A one-year extension on the network's original three-year loan expired Jan. 15, and lenders are awaiting the county's decision before deciding what to do next, network executive director Kim Statler said.
Statler said the network property's elevation is among the highest in the county and would be less expensive to build on than Marshall's, which she says has been shown to be mostly wetlands. Marshall disputes that contention.
Network officials say letting the park go into foreclosure would put at risk the $2 million in improvements that have been made there, $375,000 of which have come directly from the county.
They say the county would be better positioned to lure companies and jobs if it owns the park because it could then sell land to prospective businesses at a loss, something the network can't do as long as it needs cash to pay off the loan.
County Councilman Jerry Stewart, a member of the network's board, said he knows little about the Yemassee property but considers the network's park "a good opportunity" in part because its proximity to the air station should make it attractive to aeronautics firms.
Marshall, however, said that proximity could be considered a detriment because local officials typically try to keep land around the air station free of development.
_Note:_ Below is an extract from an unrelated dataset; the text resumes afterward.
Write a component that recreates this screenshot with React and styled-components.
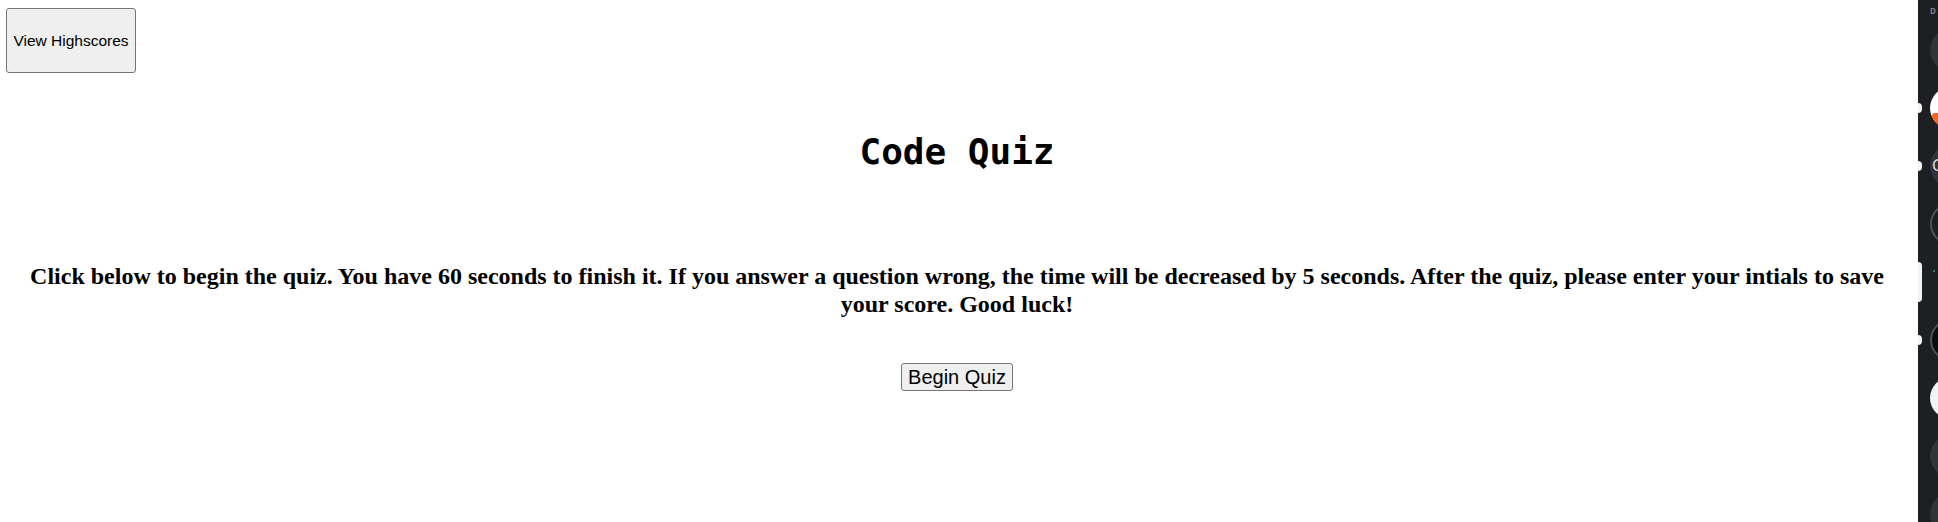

County Councilman Steve Baer, the lone Finance Committee member to vote against the purchase in a 5-1 tally Tuesday, said the county should have a neutral expert evaluate Marshall's park and other industrial tracts. He said the county might more effectively boost business if it lets private developers buy the park out of foreclosure or spends the money on other things, such as a conference center or business incubator.
None of those possibilities has been "analyzed in an unbiased way," he said.
"If it was your money, what would you do with it?" Baer asked. "Wouldn't you get some expert advice?"